Throughout the cities and towns on the planet Sensitives re-write their lives. This part of the tale involves a community who will welcome Sam and Sally with their extension cord life. Here’s what I mean. “Where will you park it when you’re done?” Sam Tall had just shown a small group of Seattle MCS friends the photos of the vardo in progress. “Ever heard of Tahuya? It’s near Hood’s Canal. Sal and I have friends who are willing to share a spot on their acreage with us. Sal’s been friends with these folks for thirty five years. We’re working on this being our shared living place.” Turtle Woman Sal’s long-time pal lives with Parkinson’s Disease. The disease has created a hall of mirrors for Turtle Woman. She says she’s never sure who will show up on any given day. What Sal sees in her friend is an amplified version of the young woman who has always been Turtle Woman. Creative and communicative, her artist friend has always spoken her mind, and continues to do so. Complications happen when one of those mirrors in the artist’s hallway is turned in on itself, echoing into itself. What her experiences have done for her only Turtle Woman knows, but to see how unconditionally willing to share with Sam and Sally is to see communion of saints in practice. “I build the house,” Sam told his friends, “Sal builds community.”

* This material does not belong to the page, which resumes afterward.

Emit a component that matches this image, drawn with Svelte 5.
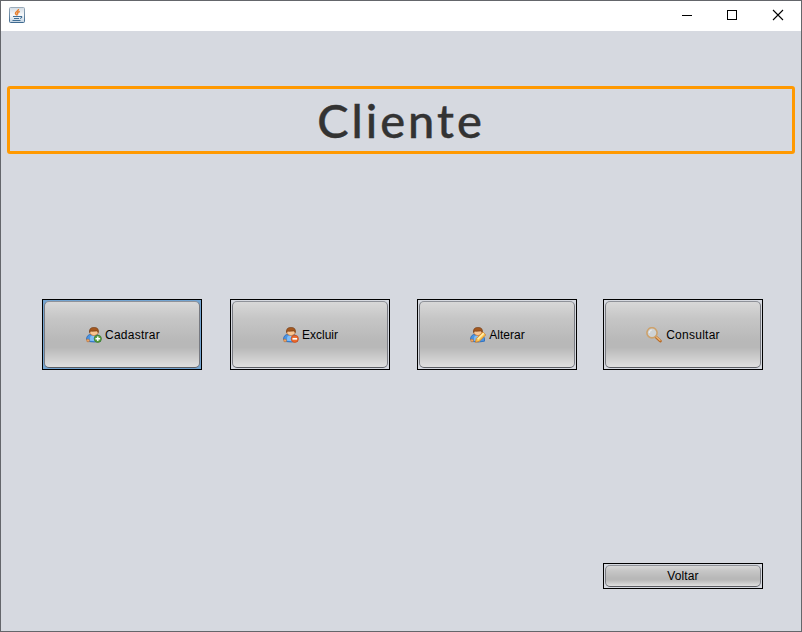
<script>
  const actions = [
    { label: 'Cadastrar', icon: 'add', focused: true },
    { label: 'Excluir', icon: 'remove' },
    { label: 'Alterar', icon: 'edit' },
    { label: 'Consultar', icon: 'search' }
  ];
</script>

<main class="window">
  <header>
    <svg class="java" width="16" height="16" viewBox="0 0 16 16">
      <defs>
        <linearGradient id="tile" x1="0" y1="0" x2="0" y2="1">
          <stop offset="0" stop-color="#9aabba" />
          <stop offset="1" stop-color="#3f6a90" />
        </linearGradient>
        <linearGradient id="face" x1="0" y1="0" x2="0" y2="1">
          <stop offset="0" stop-color="#d3dce4" />
          <stop offset=".5" stop-color="#f7f9fb" />
          <stop offset="1" stop-color="#c3d3e1" />
        </linearGradient>
      </defs>
      <rect x=".5" y=".5" width="15" height="15" rx="1" fill="url(#face)" stroke="url(#tile)" />
      <path d="M9.500 2C10 4 6 4.500 6.500 6.500C6.700 7.500 8 8 8 8.500M10.800 4.500C8 5.300 8 6 9 7.500" fill="none" stroke="#e77f2e" stroke-width="1.500" />
      <path d="M4 9.500h7M5 11.500h5M3.500 13.500h8M11 9.500h1.500q1 1-1.500 2" fill="none" stroke="#416f95" stroke-width="1.200" />
    </svg>
    <div class="controls">
      <svg width="46" height="30" viewBox="0 0 46 30" shape-rendering="crispEdges"><path d="M18 14.500h10" stroke="#000" /></svg>
      <svg width="45" height="30" viewBox="0 0 45 30" shape-rendering="crispEdges"><path d="M17.500 9.500h9v9h-9z" fill="none" stroke="#000" /></svg>
      <svg width="46" height="30" viewBox="0 0 46 30"><path d="M18 9l10 10M28 9l-10 10" stroke="#000" stroke-width="1.100" /></svg>
    </div>
  </header>

  <h1><span>Cliente</span></h1>

  <nav>
    {#each actions as action}
      <button class={action.icon} class:focused={action.focused}>
        <span class="face">
          <svg width="16" height="16" viewBox="0 0 16 16">
            {#if action.icon === 'search'}
              <path d="M10.500 10.500l3.800 3.500" stroke="#b96c28" stroke-width="3" stroke-linecap="round" />
              <path d="M10.500 10l3.500 3.300" stroke="#f0b877" stroke-width="1.200" stroke-linecap="round" />
              <circle cx="6" cy="5.800" r="5.100" fill="#cfd3d6" stroke="#cda26c" stroke-width="1.600" />
              <path d="M3.300 6q0-2.500 2.500-3" fill="none" stroke="#e9ecee" stroke-width="1.200" />
            {:else}
              <path d="M.5 12.500C.5 9 2.500 7.500 5 7.200h5q3.500.7 4.500 4v3q-6 1.500-12 .3z" fill="#4a94e2" stroke="#2866b5" stroke-width=".8" />
              <path d="M4 13.800l.2-4L6 8.500l4 1.500v4.200z" fill="#7fbdf8" />
              <path d="M.5 12.200h2.300l1 1.700-1 .8H1z" fill="#f0a765" stroke="#b0652c" stroke-width=".5" />
              <path d="M5.400 7.600l2.500 2 2.500-2z" fill="#eef6ff" />
              <path d="M4 3.500h8v2.800Q11 8.600 8 8.600T4 6.300z" fill="#fac692" stroke="#b0652c" stroke-width=".7" />
              <path d="M3.500 5.500Q2.800.4 8 .4T12.300 5.500L11.300 3.900 6 4.300 4.500 4z" fill="#a4581f" stroke="#71370f" stroke-width=".6" />
              {#if action.icon === 'add'}
                <circle cx="11.800" cy="11.800" r="3.600" fill="#5da044" stroke="#397b28" stroke-width=".8" />
                <path d="M9.500 11.800h4.600M11.800 9.500v4.600" stroke="#fff" stroke-width="1.400" />
              {:else if action.icon === 'remove'}
                <circle cx="11.800" cy="11.800" r="3.600" fill="#ed6c2d" stroke="#c84a1d" stroke-width=".8" />
                <path d="M9.500 11.800h4.600" stroke="#fff" stroke-width="1.700" />
              {:else}
                <path d="M5.500 15.300l.8-3.800 6.500-6.500 2.900 2.900-6.500 6.500z" fill="#fbc653" stroke="#d07b24" stroke-width=".8" />
                <path d="M7.700 12.300l6-6" stroke="#fff0b0" stroke-width="1.600" />
              {/if}
            {/if}
          </svg>
          <span class="label">{action.label}</span>
        </span>
      </button>
    {/each}
  </nav>

  <footer>
    <button class="back"><span class="face">Voltar</span></button>
  </footer>
</main>

<style>
  :global(body) { margin: 0; }
  .window {
    box-sizing: border-box;
    width: 802px;
    height: 632px;
    border: 1px solid #64666b;
    background: #d6d9e0;
    font: 12px 'Liberation Sans', Arial, sans-serif;
    overflow: hidden;
  }
  header {
    display: flex;
    justify-content: space-between;
    height: 30px;
    background: #fff;
  }
  svg { display: block; flex: none; }
  .java { margin: 6px 0 0 8px; }
  .controls { display: flex; }
  h1 {
    box-sizing: border-box;
    display: flex;
    justify-content: center;
    width: 788px;
    height: 68px;
    margin: 55px 6px 0;
    border: 3px solid #ff9900;
    border-radius: 3px;
    color: #333;
    font: 500 47px/62px Lato, sans-serif;
    letter-spacing: 3px;
    -webkit-text-stroke: .4px #333;
  }
  nav {
    display: flex;
    margin: 145px 0 0 41px;
  }
  .remove { margin-left: 28px; }
  .edit { margin-left: 27px; }
  .search { margin-left: 26px; }
  button {
    box-sizing: border-box;
    display: flex;
    width: 160px;
    height: 71px;
    padding: 1px;
    border: 1px solid #000;
    background: #d6d9e0;
    color: #000;
    font: inherit;
  }
  .face {
    flex: 1;
    display: flex;
    align-items: center;
    justify-content: center;
    gap: 3px;
    border: 1px solid;
    border-color: #8f9299 #777980 #5a5c62;
    border-radius: 5px;
    background: linear-gradient(#d8d8d8, #c6c6c6 25%, #b8b8b8 60%, #b8b8b8 70%, #dfdfdf);
  }
  .add .label, .search .label { letter-spacing: .25px; }
  .add .face { padding-left: 2px; }
  .remove .face, .edit .face { padding-left: 1px; }
  .search .face { gap: 4px; }
  .focused { background: #73a4d1; }
  footer {
    display: flex;
    justify-content: flex-end;
    margin: 193px 38px 0 0;
  }
  .back { height: 26px; letter-spacing: .1px; }
</style>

Indeed, as Sam worked the details of his craft, molding walls, running electrical conduits and shaping the curved arch into the roof, Sally’s job is to care for herself and create a shared housing life with welcoming friends. When the summer heat settles into the city, the exhaust fumes from the billows of industry, the cars, jets, trucks and buses choke the oxygen from Seattle’s ethers. For all who breathe and especially those with illnesses like Sal’s the smog defies breathing. On the worst of days Sal and Sam separate for a few days at a time. Once again the Subaru become home for Sal. All the essentials go with her: nebulizer and medication, the air mattress for sleeping, two paper bags with clothing and towels. Sal always travels with food to share and to eat. She is a good cook, and her friends love that she conjures meals. The oxygen-rich air from the family of fir, cedar, and hemlock and the cool fresh water lake below Turtle Woman’s home turns Sal’s trust button back on. She can exhale. A new and troubling habit of holding her breath loosens its grip, and Sally relaxes.

Fresh air and conversation over dinner give the old friends new information about who has come to dinner. The Tahuya home is clearer and safer for Sal thanks to Turtle Woman’s promise to clear out the poisons and use fragrance free products. Life with Parkinson’s is not easy, and yet life with the illness out here on the lake keeps Sal’s old friend going. Turtle Woman has a pharmacy of pills that keep the pain, anxiety and discomfort of Parkinson’s at bay, and timing is everything. Each of the tiny pills does the work her brain used to do on its own, and at regular intervals, the spikes and dips of a short-circuited inner network even out. Mr. P, the nick name Sal has for Turtle Woman’s husband, has learned the color, count and timing for Turtle Woman’s pills.

Sal watched her friends pack up for a day trip across the pond. Mr. P quietly counted the mini mounds of pills stored in the pill-minded, going through the lot like a bookie keeping track of his bets. “Looks like you need one more Synamax, just in case.” With the help of a beautiful walking stick Turtle Woman moves through her wooded retreat with care. On the bad days the cane isn’t enough so she must ride out the pain, sometimes rocking herself into a calm that is as ancient as the sway of the giant firs that surround her, like a mother calming a child. “We have become our mothers,” Sal told her friend one afternoon over the phone. There are times when the comfort we need comes from unseen sources or from the old gods who send the wind or rain. But more often than not a sister who knows that life is thornier than we’d have wished it to be, is the one the gods send.